> **DIRECTIONS FOR THIS TASK**
Omit all images, then return the remaining material exactly as it stands.

--- START DATASET EXTRACT ---

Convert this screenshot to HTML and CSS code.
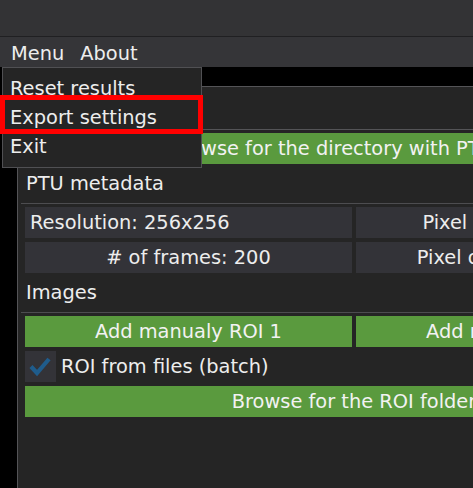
FILE: index.html
```html
<!DOCTYPE html>
<html>
<head>
<meta charset="utf-8">
<link rel="stylesheet" href="styles.css">
</head>
<body>
<div class="titlebar"></div>
<div class="menubar">
  <span class="menu-item">Menu</span>
  <span class="menu-item">About</span>
</div>
<div class="stage">
  <div class="window">
    <div class="window-title"></div>
    <div class="window-body">
      <div class="btn green">Browse for the directory with PTU files</div>
      <div class="heading">PTU metadata</div>
      <div class="sep"></div>
      <div class="grid2">
        <div class="cell left">Resolution: 256x256</div>
        <div class="cell">Pixel size: 0.080 µm</div>
        <div class="cell"># of frames: 200</div>
        <div class="cell">Pixel dwell time: 1 µs</div>
      </div>
      <div class="heading">Images</div>
      <div class="sep"></div>
      <div class="grid2">
        <div class="btn green">Add manualy ROI 1</div>
        <div class="btn green">Add manualy ROI 2</div>
      </div>
      <div class="check-row">
        <div class="check-box">
          <svg width="31" height="31" viewBox="0 0 31 31"><polyline points="6,15.5 12,22 24,8" fill="none" stroke="#1f5c8c" stroke-width="4.2" stroke-linecap="butt" stroke-linejoin="miter"/></svg>
        </div>
        <span class="check-label">ROI from files (batch)</span>
      </div>
      <div class="btn green">Browse for the ROI folder</div>
    </div>
  </div>
</div>
<div class="popup">
  <div class="popup-item">Reset results</div>
  <div class="popup-item">Export settings</div>
  <div class="popup-item">Exit</div>
</div>
<div class="highlight"></div>
</body>
</html>
```
FILE: styles.css
```css
html, body {
  margin: 0;
  padding: 0;
}
body {
  width: 473px;
  height: 488px;
  overflow: hidden;
  background: #000;
  font-family: "DejaVu Sans", Verdana, sans-serif;
  font-size: 19.4px;
  color: #ededed;
  position: relative;
}
.titlebar {
  height: 36px;
  background: #333335;
  border-bottom: 1px solid #202022;
}
.menubar {
  height: 28px;
  padding-top: 2px;
  background: #353538;
  display: flex;
  gap: 16px;
  padding-left: 11px;
  line-height: 30px;
}
.stage {
  padding: 19px 0 0 17px;
}
.window {
  width: 720px;
  height: 420px;
  background: #252525;
  border-top: 1px solid #545457;
  border-left: 1px solid #545457;
}
.window-title {
  height: 42px;
  border-bottom: 1px solid #545457;
}
.window-body {
  padding: 3px 0 0 7px;
  width: 658px;
  display: flex;
  flex-direction: column;
  gap: 4px;
}
.btn {
  height: 31px;
  line-height: 31px;
  text-align: center;
  white-space: nowrap;
}
.green {
  background: #5a9a3e;
  color: #f2f2f2;
}
.heading {
  height: 31px;
  line-height: 31px;
  padding-left: 1px;
}
.sep {
  height: 1px;
  background: #4d4d50;
  margin: 0 -20px -1px -4px;
}
.grid2 {
  display: grid;
  grid-template-columns: 327px 327px;
  gap: 4px;
}
.cell {
  height: 31px;
  line-height: 31px;
  background: #333338;
  text-align: center;
  white-space: nowrap;
}
.cell.left {
  text-align: left;
  padding-left: 5px;
}
.check-row {
  display: flex;
  align-items: center;
  height: 31px;
  gap: 5px;
}
.check-box {
  width: 31px;
  height: 31px;
  background: #333338;
}
.check-box svg {
  display: block;
}
.check-label {
  line-height: 31px;
}
.popup {
  position: absolute;
  left: 2px;
  top: 67px;
  width: 198px;
  height: 93px;
  padding-top: 6px;
  background: #252525;
  border: 1px solid #505053;
}
.popup-item {
  height: 29px;
  line-height: 29px;
  padding-left: 7px;
  white-space: nowrap;
}
.highlight {
  position: absolute;
  left: 0;
  top: 95px;
  width: 193px;
  height: 29px;
  border: 5px solid #ff0000;
}
```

--- END DATASET EXTRACT ---

> **OUTPUT OF THE TASK**
Convert this screenshot to HTML and CSS code.
FILE: index.html
```html
<!DOCTYPE html>
<html>
<head>
<meta charset="utf-8">
<link rel="stylesheet" href="styles.css">
</head>
<body>
<div class="titlebar"></div>
<div class="menubar">
  <span class="menu-item">Menu</span>
  <span class="menu-item">About</span>
</div>
<div class="stage">
  <div class="window">
    <div class="window-title"></div>
    <div class="window-body">
      <div class="btn green">Browse for the directory with PTU files</div>
      <div class="heading">PTU metadata</div>
      <div class="sep"></div>
      <div class="grid2">
        <div class="cell left">Resolution: 256x256</div>
        <div class="cell">Pixel size: 0.080 µm</div>
        <div class="cell"># of frames: 200</div>
        <div class="cell">Pixel dwell time: 1 µs</div>
      </div>
      <div class="heading">Images</div>
      <div class="sep"></div>
      <div class="grid2">
        <div class="btn green">Add manualy ROI 1</div>
        <div class="btn green">Add manualy ROI 2</div>
      </div>
      <div class="check-row">
        <div class="check-box">
          <svg width="31" height="31" viewBox="0 0 31 31"><polyline points="6,15.5 12,22 24,8" fill="none" stroke="#1f5c8c" stroke-width="4.2" stroke-linecap="butt" stroke-linejoin="miter"/></svg>
        </div>
        <span class="check-label">ROI from files (batch)</span>
      </div>
      <div class="btn green">Browse for the ROI folder</div>
    </div>
  </div>
</div>
<div class="popup">
  <div class="popup-item">Reset results</div>
  <div class="popup-item">Export settings</div>
  <div class="popup-item">Exit</div>
</div>
<div class="highlight"></div>
</body>
</html>
```
FILE: styles.css
```css
html, body {
  margin: 0;
  padding: 0;
}
body {
  width: 473px;
  height: 488px;
  overflow: hidden;
  background: #000;
  font-family: "DejaVu Sans", Verdana, sans-serif;
  font-size: 19.4px;
  color: #ededed;
  position: relative;
}
.titlebar {
  height: 36px;
  background: #333335;
  border-bottom: 1px solid #202022;
}
.menubar {
  height: 28px;
  padding-top: 2px;
  background: #353538;
  display: flex;
  gap: 16px;
  padding-left: 11px;
  line-height: 30px;
}
.stage {
  padding: 19px 0 0 17px;
}
.window {
  width: 720px;
  height: 420px;
  background: #252525;
  border-top: 1px solid #545457;
  border-left: 1px solid #545457;
}
.window-title {
  height: 42px;
  border-bottom: 1px solid #545457;
}
.window-body {
  padding: 3px 0 0 7px;
  width: 658px;
  display: flex;
  flex-direction: column;
  gap: 4px;
}
.btn {
  height: 31px;
  line-height: 31px;
  text-align: center;
  white-space: nowrap;
}
.green {
  background: #5a9a3e;
  color: #f2f2f2;
}
.heading {
  height: 31px;
  line-height: 31px;
  padding-left: 1px;
}
.sep {
  height: 1px;
  background: #4d4d50;
  margin: 0 -20px -1px -4px;
}
.grid2 {
  display: grid;
  grid-template-columns: 327px 327px;
  gap: 4px;
}
.cell {
  height: 31px;
  line-height: 31px;
  background: #333338;
  text-align: center;
  white-space: nowrap;
}
.cell.left {
  text-align: left;
  padding-left: 5px;
}
.check-row {
  display: flex;
  align-items: center;
  height: 31px;
  gap: 5px;
}
.check-box {
  width: 31px;
  height: 31px;
  background: #333338;
}
.check-box svg {
  display: block;
}
.check-label {
  line-height: 31px;
}
.popup {
  position: absolute;
  left: 2px;
  top: 67px;
  width: 198px;
  height: 93px;
  padding-top: 6px;
  background: #252525;
  border: 1px solid #505053;
}
.popup-item {
  height: 29px;
  line-height: 29px;
  padding-left: 7px;
  white-space: nowrap;
}
.highlight {
  position: absolute;
  left: 0;
  top: 95px;
  width: 193px;
  height: 29px;
  border: 5px solid #ff0000;
}
```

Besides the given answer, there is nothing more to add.